For the respondent, Mr Khaminwa urged that the defence is a mere denial ant that the judge was right to grant summary judgment.
Having stated, as we thought to be necessary at an early stage of this judgment, the matters which raise triable issues, we feel fortified in our opinion by the following passage in the judgment in Kundanlal Restaurant v Devshi & Co  19 EACA 77, at p 79,
“The principles on which the court acts is that where the defendant can show by affidavit that there is a bona fide triable issue, he is to be allowed to defend as to that issue without condition (Jacobs v Book’s Distillery Co  85 L T 262 H L) ……. A condition of payment into court ought not to be imposed where a reasonable ground of defence is set up. Since Jacobs v Booths Distrillery Co. (supra) the condition of payment into court, or giving security, is seldom imposed, and only incases where the defendant consents, or there is good ground in the evidence for believing that the defence set up is sham defence and the master is prepared very nearly to give judgment for the plaintiff in which case only the discretionary power given by this rule may be exercised (Wing v Thurlow 10 T L R 53, 151). It should not be applied where there is a fair probability of a defence (Ward v Plumbley 6 T L R 198, Bowes v Caustice Soda Co T L R 328) nor where the practical result of applying it would be unjustly to deprive the defendant of his defence.
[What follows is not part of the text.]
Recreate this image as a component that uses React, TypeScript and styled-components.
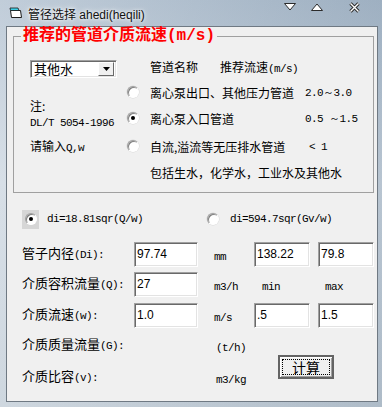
import React from 'react';
import styled, { createGlobalStyle } from 'styled-components';

const GlobalStyle = createGlobalStyle`
  html, body {
    margin: 0;
    padding: 0;
    overflow: hidden;
    background: #b9c7d4;
  }
`;

const Window = styled.div`
  width: 382px;
  height: 407px;
  display: flex;
  flex-direction: column;
  background:
    linear-gradient(90deg, rgba(255,255,255,0.28), rgba(110,130,150,0.18)),
    linear-gradient(180deg, #a9bacb 0%, #c8d3de 45%, #bcc8d3 100%);
  font-family: "Noto Sans CJK SC", sans-serif;
`;

const TitleBar = styled.div`
  height: 26px;
  flex-shrink: 0;
  display: flex;
  align-items: center;
  padding-left: 9px;
`;

const TitleText = styled.span`
  margin-left: 5px;
  font-family: "Liberation Sans", "Noto Sans CJK SC", sans-serif;
  font-size: 12px;
  color: #111;
  text-shadow: 0 0 6px #fff, 0 0 3px #fff;
`;

const CaptionButtons = styled.div`
  margin-left: auto;
  align-self: flex-start;
  margin-top: 1px;
  height: 12px;
  display: flex;
  align-items: center;
  padding-right: 22px;
`;

const Caption = styled.svg<{ $gap?: number }>`
  margin-left: ${p => p.$gap ?? 0}px;
  display: block;
`;

const Client = styled.div`
  flex: 1;
  margin: 0 4px 5px 6px;
  background: #f0f0f0;
  border: 1px solid #6f7983;
`;

const Group = styled.fieldset`
  margin: 1px 3px 0 6px;
  padding: 0 0 7px 0;
  border: 1px solid #a0a0a0;
  min-width: 0;
`;

const Legend = styled.legend`
  margin-left: 7px;
  padding: 0 2px;
  font-family: "Liberation Mono", "Noto Sans CJK SC", monospace;
  font-size: 16px;
  line-height: 16px;
  font-weight: bold;
  color: #ff0000;
`;

const GroupBody = styled.div`
  display: flex;
  padding: 11px 0 0 16px;
`;

const LeftPane = styled.div`
  width: 97px;
  display: flex;
  flex-direction: column;
  font-size: 12px;
  line-height: 15px;
  color: #000;
`;

const Sunken = styled.div`
  background: #fff;
  border: 1px solid;
  border-color: #a0a0a0 #fff #fff #a0a0a0;
  box-shadow: inset 1px 1px 0 #696969, inset -1px -1px 0 #e3e3e3;
  box-sizing: border-box;
`;

const Combo = styled(Sunken)`
  margin-top: 5px;
  width: 87px;
  height: 18px;
  display: flex;
  align-items: center;
  padding: 0 2px 0 3px;
  font-size: 13px;
`;

const ComboText = styled.span`
  flex: 1;
  line-height: 14px;
`;

const DropButton = styled.span`
  width: 16px;
  height: 14px;
  box-sizing: border-box;
  background: #f0f0f0;
  border: 1px solid;
  border-color: #fff #696969 #696969 #fff;
  display: flex;
  align-items: center;
  justify-content: center;
`;

const NoteLine = styled.div<{ $gap?: number }>`
  margin-top: ${p => p.$gap ?? 0}px;
`;

const Lat = styled.span`
  font-family: "Liberation Mono", monospace;
  font-size: 11px;
  letter-spacing: -0.6px;
`;

const PipeTable = styled.div`
  display: grid;
  grid-template-columns: 23px 155px 1fr;
  grid-template-rows: 26px 22px 30px 26px 26px;
  align-items: center;
  font-size: 12px;
  line-height: 15px;
  color: #000;
`;

const HeaderCell = styled.div`
  grid-column: 2 / 4;
  display: flex;
  gap: 22px;
`;

const SpeedCell = styled.div<{ $indent?: number }>`
  padding-left: ${p => p.$indent ?? 0}px;
`;

const Radio = styled.span<{ $checked?: boolean }>`
  display: inline-flex;
  align-items: center;
  justify-content: center;
  width: 12px;
  height: 12px;
  box-sizing: border-box;
  border-radius: 50%;
  background: #fff;
  border: 1px solid;
  border-color: #a0a0a0 #fff #fff #a0a0a0;
  box-shadow: inset 1px 1px 0 #808080, 0 0 0 0.5px #d8d8d8;

  &::after {
    content: '';
    width: 4px;
    height: 4px;
    border-radius: 50%;
    background: ${p => (p.$checked ? '#000' : 'transparent')};
  }
`;

const RadioLine = styled.div`
  display: flex;
  align-items: center;
  height: 20px;
  margin: 16px 0 10px;
  padding-left: 15px;
`;

const Option = styled.div<{ $width?: number; $gap: number }>`
  display: flex;
  align-items: center;
  gap: ${p => p.$gap}px;
  width: ${p => (p.$width ? `${p.$width}px` : 'auto')};
`;

const FocusBox = styled.span`
  width: 17px;
  height: 19px;
  background: #d6d6d6;
  display: flex;
  align-items: center;
  justify-content: center;
`;

const Form = styled.div`
  display: grid;
  grid-template-columns: 112px 64px 56px 64px 56px;
  grid-template-rows: 30px 30px 32px 28px 36px;
  align-items: center;
  padding-left: 15px;
  color: #000;
`;

const Label = styled.div`
  font-size: 13px;
  line-height: 16px;
`;

const Unit = styled.div<{ $indent?: number }>`
  padding-left: ${p => p.$indent ?? 16}px;
  font-size: 12px;
`;

const Field = styled.input<{ $width: number }>`
  width: ${p => p.$width}px;
  height: 25px;
  box-sizing: border-box;
  margin: 0;
  padding: 0 2px;
  background: #fff;
  border: 1px solid;
  border-color: #a0a0a0 #fff #fff #a0a0a0;
  box-shadow: inset 1px 1px 0 #696969, inset -1px -1px 0 #e3e3e3;
  font-family: "Liberation Sans", sans-serif;
  font-size: 12px;
  color: #000;
  outline: none;
`;

const CalcButton = styled.button`
  grid-row: 4 / 6;
  grid-column: 4 / 6;
  justify-self: start;
  align-self: center;
  margin: 8px 0 0 24px;
  width: 56px;
  height: 24px;
  padding: 2px;
  display: flex;
  box-sizing: border-box;
  background: #f0f0f0;
  border: 2px solid #646464;
  box-shadow: inset 1px 1px 0 #fff, inset -1px -1px 0 #a0a0a0;
  font-family: "Noto Sans CJK SC", sans-serif;
  font-size: 14px;
  color: #000;
`;

const FocusRing = styled.span`
  flex: 1;
  display: flex;
  align-items: center;
  justify-content: center;
  border: 1px dotted #000;
  line-height: 14px;
`;

const pipes = [
  { name: '离心泵出口、其他压力管道', speed: '2.0～3.0', checked: false, indent: 0 },
  { name: '离心泵入口管道', speed: '0.5 ～1.5', checked: true, indent: 0 },
  { name: '自流,溢流等无压排水管道', speed: '< 1', checked: false, indent: 4 },
];

const AppIcon: React.FC = () => (
  <svg width="14" height="12" viewBox="0 0 14 12">
    <path d="M1.5 3.5 L11.5 3.5 L12.5 10.5 L2.5 10.5 Z" fill="#fff" stroke="#1a1a1a" />
    <path d="M1 1 L9 1 L10 3.5 L1.5 3.5 Z" fill="#3fd0e8" stroke="#1a1a1a" strokeWidth="0.8" />
  </svg>
);

const App: React.FC = () => {
  return (
    <>
      <GlobalStyle />
      <Window>
        <TitleBar>
          <AppIcon />
          <TitleText>管径选择 ahedi(heqili)</TitleText>
          <CaptionButtons>
            <Caption width="12" height="8" viewBox="0 0 12 8">
              <path d="M0.5 0.5 L11.5 0.5 L6 7 Z" fill="#fff" stroke="#2b2b2b" />
            </Caption>
            <Caption width="12" height="8" viewBox="0 0 12 8" $gap={15}>
              <path d="M0.5 7.5 L11.5 7.5 L6 1 Z" fill="#fff" stroke="#2b2b2b" />
            </Caption>
            <Caption width="11" height="11" viewBox="0 0 11 11" $gap={26}>
              <path d="M1.5 1.5 L9.5 9.5 M9.5 1.5 L1.5 9.5" stroke="#2b2b2b" strokeWidth="3.2" />
              <path d="M1.5 1.5 L9.5 9.5 M9.5 1.5 L1.5 9.5" stroke="#fff" strokeWidth="1.4" />
            </Caption>
          </CaptionButtons>
        </TitleBar>

        <Client>
          <Group>
            <Legend>推荐的管道介质流速(m/s)</Legend>
            <GroupBody>
              <LeftPane>
                <Combo>
                  <ComboText>其他水</ComboText>
                  <DropButton>
                    <svg width="7" height="4" viewBox="0 0 7 4">
                      <path d="M0 0 L7 0 L3.5 4 Z" fill="#000" />
                    </svg>
                  </DropButton>
                </Combo>
                <NoteLine $gap={20}>注:</NoteLine>
                <NoteLine><Lat>DL/T 5054-1996</Lat></NoteLine>
                <NoteLine $gap={7}>请输入<Lat>Q,w</Lat></NoteLine>
              </LeftPane>

              <PipeTable>
                <HeaderCell>
                  <span>管道名称</span>
                  <span>推荐流速<Lat>(m/s)</Lat></span>
                </HeaderCell>
                {pipes.map(pipe => (
                  <React.Fragment key={pipe.name}>
                    <Radio $checked={pipe.checked} />
                    <div>{pipe.name}</div>
                    <SpeedCell $indent={pipe.indent}><Lat>{pipe.speed}</Lat></SpeedCell>
                  </React.Fragment>
                ))}
                <HeaderCell>包括生水，化学水，工业水及其他水</HeaderCell>
              </PipeTable>
            </GroupBody>
          </Group>

          <RadioLine>
            <Option $width={185} $gap={8}>
              <FocusBox><Radio $checked /></FocusBox>
              <Lat>di=18.81sqr(Q/w)</Lat>
            </Option>
            <Option $gap={11}>
              <Radio />
              <Lat>di=594.7sqr(Gv/w)</Lat>
            </Option>
          </RadioLine>

          <Form>
            <Label>管子内径<Lat>(Di):</Lat></Label>
            <Field $width={64} value="97.74" readOnly />
            <Unit><Lat>mm</Lat></Unit>
            <Field $width={56} value="138.22" readOnly />
            <Field $width={56} value="79.8" readOnly />

            <Label>介质容积流量<Lat>(Q):</Lat></Label>
            <Field $width={64} value="27" readOnly />
            <Unit><Lat>m3/h</Lat></Unit>
            <Unit $indent={8}><Lat>min</Lat></Unit>
            <Unit $indent={7}><Lat>max</Lat></Unit>

            <Label>介质流速<Lat>(w):</Lat></Label>
            <Field $width={64} value="1.0" readOnly />
            <Unit><Lat>m/s</Lat></Unit>
            <Field $width={56} value=".5" readOnly />
            <Field $width={56} value="1.5" readOnly />

            <Label>介质质量流量<Lat>(G):</Lat></Label>
            <div />
            <Unit $indent={18}><Lat>(t/h)</Lat></Unit>
            <CalcButton>
              <FocusRing>计算</FocusRing>
            </CalcButton>

            <Label>介质比容<Lat>(v):</Lat></Label>
            <div />
            <Unit $indent={18}><Lat>m3/kg</Lat></Unit>
          </Form>
        </Client>
      </Window>
    </>
  );
};

export default App;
We leave open for another occasion in what circumstances conditional leave should be granted.
Looking at the case as a whole, we have come to the conclusion that the judge was in error in decision that there were not triable issues disclosed in the defence. We therefore allow the appeal, set aside the ruling and order of the High Court dated May 16, 1986 and substitute therefore an order that the defendant shall have unconditional leave to defend, before some other judge.
Costs of this appeal to the appellant. Costs of the High Court to be costs in cause.